Understanding data transfers

Satellite collects extremely large amounts of data, with some of the most recent high-resolution optical and radar satellites capturing gigabits of information per second. However, “downlinks”, the acts of sending the data back to Earth, are limited by the current technology. Downlinks can only happen whenever the satellites are within reach of the ground stations sensors, which happens a few times per day on sun-synchronous orbits, with each downlink session lasting 9 minutes at maximum and limited to some hundred megabits per second. That's because sun-synchronous satellites travel at speeds ranging from ~7.1 km to ~7.8 km per second (4.4 to 4.8 mi/s).


Which means satellite do not continuously record data because they may not be able to send it all back down. This is one of the many reasons why data for a specific time and location might not be available, even if satellites were passing over that location at the time. Clouds could be another really good reason, as the Earth is 70-80% covered by clouds on most days. As for SAR satellites, while they can "see through clouds", emitting radio waves is energy consuming and they often need to stop emitting and recharge. That’s what their solar panels are for.

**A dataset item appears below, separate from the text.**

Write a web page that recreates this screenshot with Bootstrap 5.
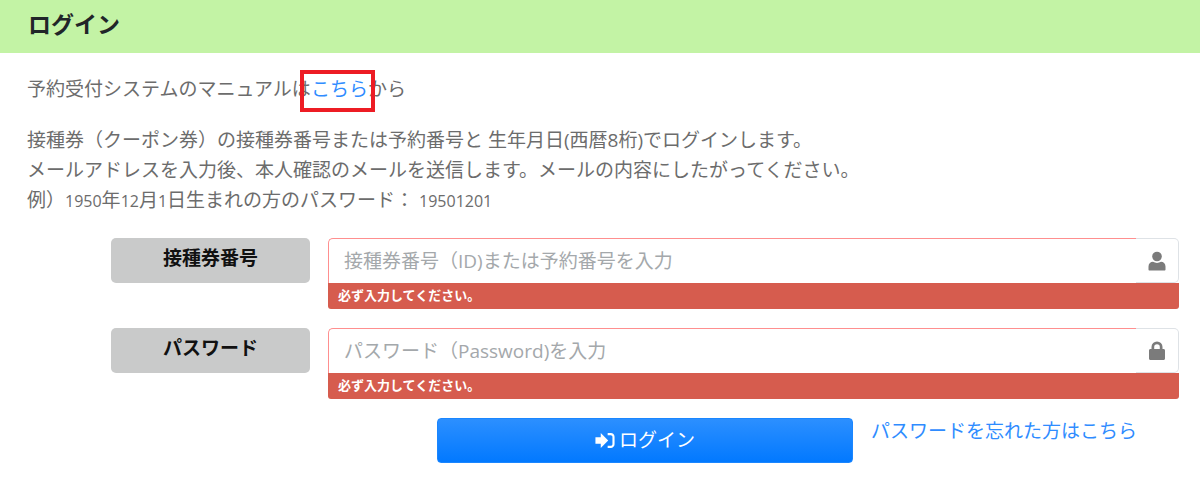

Waiting until the satellite passes over a downlink station also means that it could take several hours for captured data to be transmitted back down to Earth, then additional time is necessary to decipher it and transform it into usable data. Some of the processing that is required includes adding metadata to the file, such as exact geographical location, sun elevation, atmosphere measurements, and many other factors that are crucial for geospatial experts to make sense of the data they received.


However, as technology improves, the time between capture and final delivery to the end-user shortens. With AWS building ground stations next to their facilities, they were able to receive and upload test satellite data into AWS servers in less than 1 minute. Tightening data delivery time will eventually become crucial for many satellite data applications relying on ‘real-time’ updates, such as disaster management and incident responses.

Source: Image of the Svalbard Satellite Station illuminated by the Northern Lights. The Svalbard Satellite Station is one of the only two Satellite stations close enough to the pole to be able to see low altitude polar-orbiting satellites on every revolution as the Earth rotates.  

Image by Reuben Wu, shared by Lonely Planet.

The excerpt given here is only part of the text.